April 28, 2024

HAMISH HAWK – ‘Angel Numbers’ – “literate, wise, gentle and funny”

POST-ELECTRIC 3rd February 2023

Sometimes led by wordplay, following rhymes and letting them lead him into twisted thought paths and fun situations. Other times enjoying just playing with words, Hamish Hawk sounds like he is writing to please himself and says “It is a bodily thrill to me to listen to a song and hear in it a thought I have never heard expressed in a song before.” Lucky that fits with a lot of other people, which is why you’ll find his last three singles in rotation on Radio 6. The crashing ‘Think Of Us Kissing’ has a grandeur that travels from falling in love to a workaday life crushing it – but via a smart visioning of words that bring the picture into focus.

Songs tend to the rushing pop, speeding along on sequencers and impulsively pulling affairs along. Hawk’s Scottish baritone, clear and enunciated, makes things theatrical and attention-grabbing. That’s not to say that there aren’t big sweeping ballads like ‘Frontman’, a duet with Anna Savage and what sounds like an accordion. I enjoy the rhyme-play and internal rhymes a lot, it reminds me of some of the Great American Songbook. “I’ve brought you some extortionate trinkets / it’s all vintage tat / saying that / Merry Christmas” from ‘Desperately’, a tale of museums and pretentiousness. Names are dropped furiously – in this song it’s, “I’m no Gala, you’re no Dali”. There is an archness, like the Smiths or The Divine Comedy, and a knowing wink in amongst the genuine love of song. He’s ready to join modern inheritors of the song tradition like Richard Hawley.

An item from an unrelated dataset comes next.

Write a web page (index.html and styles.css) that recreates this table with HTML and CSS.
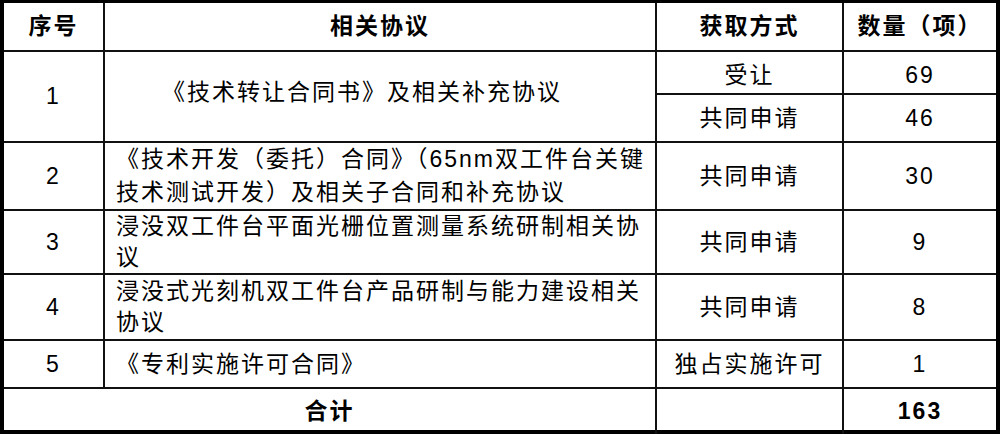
FILE: index.html
```html
<!DOCTYPE html>
<html lang="zh-CN">
<head>
<meta charset="utf-8">
<title>相关协议</title>
<link rel="stylesheet" href="styles.css">
</head>
<body>
<div class="frame">
  <table class="grid">
    <colgroup>
      <col class="c1"><col class="c2"><col class="c3"><col class="c4">
    </colgroup>
    <thead>
      <tr class="r-head">
        <th>序号</th>
        <th>相关协议</th>
        <th>获取方式</th>
        <th>数量（项）</th>
      </tr>
    </thead>
    <tbody>
      <tr class="r-1a">
        <td rowspan="2">1</td>
        <td rowspan="2" class="desc-center">《技术转让合同书》及相关补充协议</td>
        <td class="low">受让</td>
        <td class="low">69</td>
      </tr>
      <tr class="r-1b">
        <td>共同申请</td>
        <td>46</td>
      </tr>
      <tr class="r-2">
        <td>2</td>
        <td class="desc wide">《技术开发（委托）合同》（65nm双工件台关键<br>技术测试开发）及相关子合同和补充协议</td>
        <td>共同申请</td>
        <td>30</td>
      </tr>
      <tr class="r-3">
        <td>3</td>
        <td class="desc">浸没双工件台平面光栅位置测量系统研制相关协<br>议</td>
        <td>共同申请</td>
        <td>9</td>
      </tr>
      <tr class="r-4">
        <td>4</td>
        <td class="desc">浸没式光刻机双工件台产品研制与能力建设相关<br>协议</td>
        <td>共同申请</td>
        <td>8</td>
      </tr>
      <tr class="r-5">
        <td>5</td>
        <td class="desc">《专利实施许可合同》</td>
        <td>独占实施许可</td>
        <td>1</td>
      </tr>
      <tr class="r-total">
        <td colspan="2" class="strong">合计</td>
        <td></td>
        <td class="strong">163</td>
      </tr>
    </tbody>
  </table>
</div>
</body>
</html>
```

FILE: styles.css
```css
html, body {
  margin: 0;
  padding: 0;
  background: #ffffff;
}

.frame {
  box-sizing: border-box;
  width: 1000px;
  height: 434px;
  border-style: solid;
  border-color: #000000;
  border-width: 3px 4px 4px 4px;
  background: #ffffff;
}

.grid {
  width: 100%;
  height: 100%;
  table-layout: fixed;
  border-collapse: collapse;
  border-style: hidden;
  font-family: "Liberation Sans", "Noto Sans CJK SC", sans-serif;
  font-size: 23px;
  letter-spacing: 2px;
  color: #000000;
}

.c1 { width: 100px; }
.c2 { width: 552px; }
.c3 { width: 187px; }
.c4 { width: 153px; }

.grid th,
.grid td {
  border: 2px solid #111111;
  padding: 0;
  text-align: center;
  vertical-align: middle;
  line-height: 31px;
  white-space: nowrap;
  overflow: hidden;
}

.grid th {
  font-weight: bold;
}

.r-head { height: 48px; }
.r-1a { height: 43px; }
.r-1b { height: 48px; }
.r-2 { height: 64px; }
.r-3 { height: 64px; }
.r-4 { height: 66px; }
.r-5 { height: 48px; }
.r-total { height: 46px; }

.grid td.low {
  padding-top: 6px;
}

.grid td.desc {
  text-align: left;
  padding-left: 11px;
}

.grid td.desc.wide {
  line-height: 33px;
}

.grid td.desc-center {
  padding-right: 36px;
  padding-bottom: 8px;
}

.grid td.strong {
  font-weight: bold;
}
```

Hardly an overnight success, Hawk has worked hard on occasional releases since 2014 but Heavy Elevator, at the end of 2021, saw his flame finally catch with the public. He’d tied his band down tight and was working hard with Andrew Pearson, building up a catalogue of songs, enough to fill Heavy Elevator and this too – these came about in a purple patch of two weeks, before Heavy Elevator was released. “Angel Numbers is the only album I’ve ever recorded in the shadow of a vaguely successful record”, says Hamish.

We hark back to the Eighties sometimes with sequencers and prettied up post-punk. In ‘Dog-eared August’ this is cut through with sharp lines like “Would you look at that? I’m on my knees already / How embarrassing for you.” The title track is a biggie – with buzzing guitar sounds confirming arty credentials and texture, big chorus and authoritative vocal presentation. Considering and rejecting marriage, religion, dusting and mortgages, Hamish Hawk wants to stand as an adult outside societal conventions. “Life is for dying” he says, “are we doomed by design, or doomed by default?”

I’m going to repeat what I said about the last album and highly recommend it as literate, wise, gentle and funny.